The second system is pitch control, and Letorney presents it as the harder skill because it requires deliberate attention rather than instinct alone. The goal is to keep the glider overhead in straight flight and slightly in front when appropriate in a turn. He turns that into a four-step loop: notice what the glider is doing, decide what correction is needed, make it, and then immediately evaluate whether it worked. That process is meant to keep running in the background through the whole flight. The piece makes clear that active piloting is not a single dramatic correction after something goes wrong. It is a continuous conversation with the wing before problems have time to grow.
Technique matters because feel matters
Letorney spends a surprising amount of time on posture and hand position, and that emphasis gives the article its practical value. He argues that bent elbows and high hands are not cosmetic details. They allow the pilot to hang arm weight on the brakes and feel subtle changes in line tension without muscular strain. To get that sensitivity, he recommends temporarily shortening the brake input with a half wrap or a dragon grip instead of flying from a low, tired hand position. The tradeoff is important: those grips improve feel, but they also make it easier to overcontrol the wing, especially after a collapse or other abnormal event. Better sensitivity, in other words, comes with more responsibility.
That balance between finesse and restraint runs through the whole article. Letorney wants pilots to intervene early and decisively, but not clumsily. If the glider dives forward, the pilot can use a lot of brake to stop the surge, yet the hands must come back up the moment the wing stops moving toward the horizon and starts returning overhead. If the timing is off, the pilot does not calm the pendulum but feeds it. The article’s repeated point is that the wing’s location matters less than its direction and momentum. That is a subtle distinction, but it is the difference between coordinated control and simply reacting late to whatever shape the wing happens to be making.
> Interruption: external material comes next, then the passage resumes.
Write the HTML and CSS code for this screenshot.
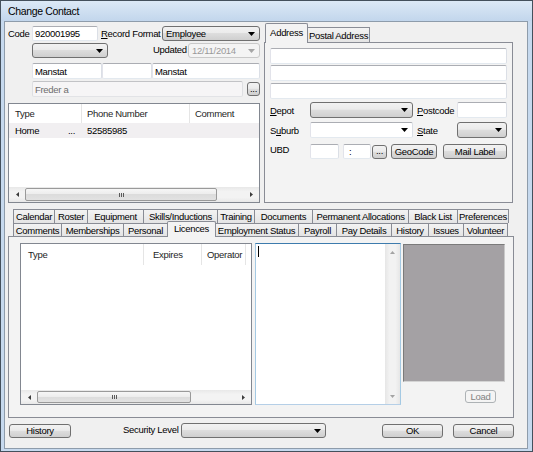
FILE: index.html
```html
<!DOCTYPE html>
<html>
<head>
<meta charset="utf-8">
<title>Change Contact</title>
<link rel="stylesheet" href="styles.css">
</head>
<body>
<div class="window">
  <div class="titlebar">Change Contact</div>
  <div class="client">
    <div class="top">
      <div class="left">
        <div class="row r1">
          <span class="lbl l-code">Code</span>
          <div class="tb w66">920001995</div>
          <span class="lbl l-rf"><u>R</u>ecord Format</span>
          <div class="dd w98"><span class="ddt">Employee</span><svg class="arr" width="7" height="4" viewBox="0 0 7 4"><path d="M0 0h7L3.5 4z"/></svg></div>
        </div>
        <div class="row r2">
          <div class="dd w76 ind"><span class="ddt"></span><svg class="arr" width="7" height="4" viewBox="0 0 7 4"><path d="M0 0h7L3.5 4z"/></svg></div>
          <span class="lbl l-upd">Updated</span>
          <div class="dd dis w72"><span class="ddt">12/11/2014</span><svg class="arr" width="7" height="4" viewBox="0 0 7 4"><path d="M0 0h7L3.5 4z"/></svg></div>
        </div>
        <div class="row r3">
          <div class="tb w70 ind">Manstat</div>
          <div class="tb w50"></div>
          <div class="tb w108">Manstat</div>
        </div>
        <div class="row r4">
          <div class="tb tbdis w211 ind">Freder a</div>
          <div class="btn ell">...</div>
        </div>
        <div class="lv phones">
          <div class="lvh">
            <span class="col pc-type">Type</span>
            <span class="col pc-phone">Phone Number</span>
            <span class="col pc-comment">Comment</span>
          </div>
          <div class="lvr sel">
            <span class="col pc-type split"><span>Home</span><span>...</span></span>
            <span class="col pc-phone">52585985</span>
            <span class="col pc-comment"></span>
          </div>
          <div class="hscroll">
            <span class="sbtn"><svg width="3" height="5" viewBox="0 0 3 5"><path d="M3 0v5L0 2.5z"/></svg></span>
            <span class="thumb pthumb"><svg width="5" height="4" viewBox="0 0 5 4"><path d="M0 0h1v4H0zM2 0h1v4H2zM4 0h1v4H4z"/></svg></span>
            <span class="strack"></span>
            <span class="sbtn"><svg width="3" height="5" viewBox="0 0 3 5"><path d="M0 0v5L3 2.5z"/></svg></span>
          </div>
        </div>
      </div>
      <div class="addr">
        <div class="tabstrip">
          <div class="tab active t-addr">Address</div>
          <div class="tab t-postal">Postal Address</div>
        </div>
        <div class="addr-panel">
          <div class="tb w237 h16"></div>
          <div class="tb w237 h16 m1"></div>
          <div class="tb w237 h16 m2"></div>
          <div class="arow ar-depot">
            <span class="lbl al"><u>D</u>epot</span>
            <div class="dd w103"><span class="ddt"></span><svg class="arr" width="7" height="4" viewBox="0 0 7 4"><path d="M0 0h7L3.5 4z"/></svg></div>
            <span class="lbl al2"><u>P</u>ostcode</span>
            <div class="tb w50"></div>
          </div>
          <div class="arow ar-suburb">
            <span class="lbl al">S<u>u</u>burb</span>
            <div class="dd combo w103"><span class="ddt"></span><svg class="arr" width="7" height="4" viewBox="0 0 7 4"><path d="M0 0h7L3.5 4z"/></svg></div>
            <span class="lbl al2"><u>S</u>tate</span>
            <div class="dd w50"><span class="ddt"></span><svg class="arr" width="7" height="4" viewBox="0 0 7 4"><path d="M0 0h7L3.5 4z"/></svg></div>
          </div>
          <div class="arow ar-ubd">
            <span class="lbl al lup">UBD</span>
            <div class="tb w29"></div>
            <div class="tb w28 colon">:</div>
            <div class="btn ell2">...</div>
            <div class="btn geo">GeoCode</div>
            <div class="btn mail">Mail Label</div>
          </div>
        </div>
      </div>
    </div>

    <div class="lower">
      <div class="trow trow1">
        <div class="tab w41">Calendar</div>
        <div class="tab w33">Roster</div>
        <div class="tab w56">Equipment</div>
        <div class="tab w74">Skills/Inductions</div>
        <div class="tab w37">Training</div>
        <div class="tab w58">Documents</div>
        <div class="tab w96">Permanent Allocations</div>
        <div class="tab w49">Black List</div>
        <div class="tab w52 last">Preferences</div>
      </div>
      <div class="trow trow2">
        <div class="tab w48">Comments</div>
        <div class="tab w62">Memberships</div>
        <div class="tab w44">Personal</div>
        <div class="tab active t-lic w49">Licences</div>
        <div class="tab w83">Employment Status</div>
        <div class="tab w38">Payroll</div>
        <div class="tab w55">Pay Details</div>
        <div class="tab w37">History</div>
        <div class="tab w35">Issues</div>
        <div class="tab w45 last">Volunteer</div>
      </div>
      <div class="lpanel">
        <div class="lv lic">
          <div class="lvh lich">
            <span class="col lc-type">Type</span>
            <span class="col lc-exp">Expires</span>
            <span class="col lc-op">Operator</span>
            <span class="col lc-rest"></span>
          </div>
          <div class="hscroll lscroll">
            <span class="sbtn"><svg width="3" height="5" viewBox="0 0 3 5"><path d="M3 0v5L0 2.5z"/></svg></span>
            <span class="thumb lthumb"><svg width="5" height="4" viewBox="0 0 5 4"><path d="M0 0h1v4H0zM2 0h1v4H2zM4 0h1v4H4z"/></svg></span>
            <span class="strack"></span>
            <span class="sbtn"><svg width="3" height="5" viewBox="0 0 3 5"><path d="M0 0v5L3 2.5z"/></svg></span>
          </div>
        </div>
        <div class="memo">
          <span class="caret"></span>
          <div class="vscroll">
            <span class="vbtn"><svg width="5" height="3" viewBox="0 0 5 3"><path d="M0 3h5L2.5 0z"/></svg></span>
            <span class="vbtn"><svg width="5" height="3" viewBox="0 0 5 3"><path d="M0 0h5L2.5 3z"/></svg></span>
          </div>
        </div>
        <div class="rcol">
          <div class="picture"></div>
          <div class="btn load">Load</div>
        </div>
      </div>
    </div>

    <div class="footer">
      <div class="btn hist">History</div>
      <span class="lbl seclbl">Security Level</span>
      <div class="dd w145"><span class="ddt"></span><svg class="arr" width="7" height="4" viewBox="0 0 7 4"><path d="M0 0h7L3.5 4z"/></svg></div>
      <div class="btn okb">OK</div>
      <div class="btn cancelb">Cancel</div>
    </div>
  </div>
</div>
</body>
</html>
```

FILE: styles.css
```css
* { box-sizing: border-box; }
html, body { margin: 0; padding: 0; background: #ffffff; }
body {
  font-family: "Liberation Sans", Arial, sans-serif;
  font-size: 9.5px;
  letter-spacing: -0.3px;
  color: #000;
}
u { text-decoration: underline; text-underline-offset: 1px; }

.window {
  width: 533px; height: 452px;
  border: 1px solid #44505c;
  background: #c6d9ee;
  display: flex; flex-direction: column;
}
.titlebar {
  flex: none; height: 20px;
  padding-left: 7px;
  display: flex; align-items: center;
  font-size: 10.5px;
  letter-spacing: -0.35px;
  background: linear-gradient(#dce9f6, #c2d6ec);
}
.client {
  flex: none;
  width: 524px; height: 428px;
  margin-left: 3px;
  border: 1px solid #8e9cab;
  background: #f0f0f0;
  display: flex; flex-direction: column;
}

/* ---------- top area ---------- */
.top { flex: none; display: flex; height: 181px; }
.left { flex: none; width: 259px; padding: 4px 0 0 3px; }
.row { display: flex; align-items: center; }
.r1 { height: 15px; }
.r2 { height: 15px; margin-top: 2px; }
.r3 { height: 16px; margin-top: 5px; }
.r4 { height: 16px; margin-top: 2px; }
.lbl { flex: none; white-space: nowrap; }
.l-code { width: 24px; }
.l-rf { width: 61px; margin-left: 3px; }
.l-upd { width: 35px; margin-left: 45px; margin-top: -2px; }
.ind { margin-left: 24px; }

.tb {
  flex: none; height: 100%;
  background: #fff;
  border: 1px solid;
  border-color: #abadb3 #dbdfe6 #e3e9ef #e2e3ea;
  border-radius: 2px;
  padding-left: 2px;
  display: flex; align-items: center;
  white-space: nowrap; overflow: hidden;
}
.tbdis { background: #f6f5f6; border-color: #c2c3c6 #dedfe2 #e2e3e6 #dedfe2; color: #6d6d6d; }
.h16 { height: 16px; }
.m1 { margin-top: 1px; }
.m2 { margin-top: 2px; }

.dd {
  flex: none; height: 100%;
  display: flex; align-items: center; justify-content: space-between;
  padding: 0 4px 0 3px;
  border: 1px solid #707070;
  border-radius: 3px;
  background: linear-gradient(#f2f2f2 0%, #ebebeb 45%, #dddddd 50%, #cfcfcf 100%);
  white-space: nowrap;
}
.dd .arr { fill: #000; flex: none; }
.dd.dis { background: #f4f4f4; border-color: #c9c9c9; color: #9a9a9a; }
.dd.dis .arr { fill: #a6a6a6; }
.dd.combo {
  background: #fff; border-radius: 2px;
  border-color: #abadb3 #dbdfe6 #e3e9ef #e2e3ea;
}

.btn {
  flex: none;
  display: flex; align-items: center; justify-content: center;
  border: 1px solid #707070;
  border-radius: 3px;
  background: linear-gradient(#f2f2f2 0%, #ebebeb 45%, #dddddd 50%, #cfcfcf 100%);
  white-space: nowrap;
}
.ell { width: 13px; height: 14px; margin-left: 4px; padding-bottom: 2px; }

.w28 { width: 28px; } .w29 { width: 29px; } .w50 { width: 50px; } .w66 { width: 66px; }
.w70 { width: 70px; } .w72 { width: 72px; } .w76 { width: 76px; } .w98 { width: 98px; }
.w103 { width: 103px; } .w108 { width: 108px; } .w145 { width: 145px; } .w211 { width: 211px; }
.w237 { width: 237px; }

/* list views */
.lv {
  flex: none;
  background: #fff;
  border: 1px solid #828790;
  display: flex; flex-direction: column;
}
.phones { width: 252px; height: 100px; margin-top: 6px; }
.lvh { flex: none; display: flex; height: 19px; }
.lvh .col {
  flex: none;
  display: flex; align-items: center;
  padding-left: 5px;
  border-right: 1px solid #e5e5e5;
  color: #1e1e1e;
  white-space: nowrap;
}
.lvr { flex: none; display: flex; height: 15px; background: #f1eff1; }
.lvr .col { flex: none; display: flex; align-items: center; padding-left: 5px; white-space: nowrap; }
.pc-type { width: 73px; padding-left: 6px !important; }
.pc-phone { width: 108px; }
.pc-comment { flex: 1 !important; border-right: none !important; }
.split { justify-content: space-between; padding-right: 7px; }

.hscroll {
  flex: none;
  margin-top: auto;
  height: 15px;
  display: flex; align-items: center;
  background: linear-gradient(#e8e8e8, #f3f3f3 30%, #f3f3f3 70%, #e8e8e8);
}
.sbtn { flex: none; width: 16px; height: 100%; display: flex; align-items: center; justify-content: center; }
.sbtn svg { fill: #3c3c3c; }
.thumb {
  flex: none; height: 13px;
  border: 1px solid #9a9a9a; border-radius: 2px;
  background: linear-gradient(#f6f6f6, #ececec 50%, #dcdcdc 50%, #e2e2e2);
  display: flex; align-items: center; justify-content: center;
}
.thumb svg { fill: #5a5a5a; }
.pthumb { width: 192px; }
.strack { flex: 1; }

/* address tab control */
.addr { flex: none; width: 249px; margin-top: 1px; display: flex; flex-direction: column; }
.tabstrip { flex: none; height: 19px; display: flex; align-items: flex-end; padding-left: 1px; }
.tab {
  flex: none;
  display: flex; align-items: center; justify-content: center;
  border: 1px solid #898c95; border-bottom: none; border-right: none;
  background: linear-gradient(#f3f3f3, #e4e4e4);
  white-space: nowrap; overflow: hidden;
}
.tab.active { background: #f3f3f3; position: relative; z-index: 1; border-right: 1px solid #898c95; }
.t-addr { width: 43px; height: 20px; margin-bottom: -1px; border-radius: 2px 2px 0 0; padding-bottom: 3px; }
.t-postal { width: 62px; height: 15px; border-left: none; border-right: 1px solid #898c95; }
.addr-panel {
  flex: none; height: 161px;
  border: 1px solid #898c95;
  background: #f3f3f3;
  padding: 5px 0 0 5px;
}
.arow { display: flex; align-items: center; height: 16px; }
.ar-depot { margin-top: 3px; }
.ar-suburb { margin-top: 4px; }
.ar-ubd { margin-top: 6px; height: 15px; }
.al { width: 40px; }
.al2 { width: 40px; margin-left: 4px; }
.lup { margin-top: -4px; }
.colon { margin-left: 4px; padding-left: 5px; }
.ell2 { width: 15px; height: 14px; margin-left: 1px; padding-bottom: 2px; }
.geo { width: 46px; height: 15px; margin-left: 4px; }
.mail { width: 64px; height: 15px; margin-left: 6px; }

/* lower tab control */
.lower { flex: none; width: 506px; margin: 6px 0 0 3px; }
.trow { display: flex; padding-left: 5px; }
.trow1 { height: 14px; }
.trow2 { height: 13px; align-items: flex-end; }
.trow2 .tab { height: 13px; }
.tab.last { border-right: 1px solid #898c95; }
.trow .tab.active.t-lic { height: 16px; margin-bottom: -1px; margin-right: -1px; border-radius: 2px 2px 0 0; padding-bottom: 3px; }
.t-lic + .tab { border-left: none; }
.w33 { width: 33px; } .w35 { width: 35px; } .w37 { width: 37px; } .w38 { width: 38px; }
.w41 { width: 41px; } .w44 { width: 44px; } .w45 { width: 45px; } .w48 { width: 48px; }
.w49 { width: 49px; } .w52 { width: 52px; } .w55 { width: 55px; } .w56 { width: 56px; }
.w58 { width: 58px; } .w62 { width: 62px; } .w74 { width: 74px; } .w83 { width: 83px; }
.w96 { width: 96px; }

.lpanel {
  height: 182px;
  border: 1px solid #898c95;
  background: #f3f3f3;
  display: flex;
  padding: 6px 0 0 11px;
}
.lic { width: 232px; height: 162px; }
.lich { height: 21px; }
.lc-type { width: 123px; padding-left: 7px !important; }
.lc-exp { width: 58px; padding-left: 9px !important; }
.lc-op { width: 44px; }
.lc-rest { flex: 1 !important; border-right: none !important; }
.lscroll { height: 14px; }
.lscroll .thumb { height: 12px; }
.lthumb { width: 154px; }

.memo {
  flex: none;
  width: 146px; height: 162px;
  margin-left: 3px;
  background: #fff;
  border: 1px solid;
  border-color: #3d7bad #a4c9e3 #b5cfe7 #a4c9e3;
  display: flex;
}
.caret { flex: none; width: 1px; height: 11px; margin: 2px 0 0 2px; background: #000; }
.vscroll {
  margin-left: auto;
  flex: none; width: 15px; height: 100%;
  display: flex; flex-direction: column; justify-content: space-between;
  background: linear-gradient(90deg, #e6e6e6, #f2f2f2 30%, #f2f2f2 70%, #e6e6e6);
}
.vbtn { height: 16px; display: flex; align-items: center; justify-content: center; }
.vbtn svg { fill: #a3a3a3; }

.rcol { flex: none; width: 102px; margin-left: 2px; display: flex; flex-direction: column; }
.picture {
  height: 138px; margin-top: 1px;
  background: #a4a1a4;
  border: 1px solid;
  border-color: #7a7a7a #c9c9c9 #d4d4d4 #7a7a7a;
}
.load {
  width: 31px; height: 13px;
  margin: 8px 0 0 62px;
  border-color: #adb2b5;
  background: #f4f4f4;
  color: #838383;
}

/* footer */
.footer { flex: none; display: flex; align-items: center; height: 15px; margin-top: 5px; padding-left: 4px; }
.hist { width: 62px; height: 14px; }
.seclbl { width: 58px; margin-left: 52px; margin-top: -2px; }
.okb { width: 61px; height: 14px; margin-left: 56px; }
.cancelb { width: 61px; height: 14px; margin-left: 10px; }
```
Thermaling reveals whether the skill is real
The most memorable section may be the discussion of circles and thermals, because it shows how active piloting becomes harder once the pilot is no longer flying straight. In a turn, Letorney says the outside hand does most of the corrective work. When the wing pitches back as the pilot turns into wind or enters stronger lift, the outside hand mostly goes up. When the wing dives as the pilot turns downwind or falls out of the thermal, the outside hand catches it with brake, then releases again as the wing recovers. The inside hand still defines the turn, but the outside hand manages the changing air. That is a useful mental model because it turns an overwhelming concept into a repeatable pattern.
He also links active piloting to equipment choice in a way that pushes against a common training assumption. Very forgiving beginner wings can help a pilot survive clumsy inputs, but that same forgiveness can also hide the feedback needed to develop sharper technique. Letorney suggests that many pilots learn active piloting better on a low-B wing than on an ultra-muted beginner glider, while warning that higher-performance wings quickly raise the cost of poor timing. The underlying message is that progression is not just about accumulating hours. It is about flying something that teaches, without jumping to equipment that punishes every mistake.
The article closes on a note of humility that gives the rest of it credibility. Letorney admits that pilots are notoriously poor at judging their own weaknesses, which is why honest outside feedback matters so much. His story about being told bluntly to improve his active piloting becomes the article’s real lesson: skill starts when ego gets out of the way. That makes this more than a technical checklist. It is an argument for a particular mindset, one in which the pilot treats every flight as a chance to refine awareness, timing, and touch. In that sense, active piloting is not a specialized trick layered on top of paragliding. It is very close to the heart of the sport itself.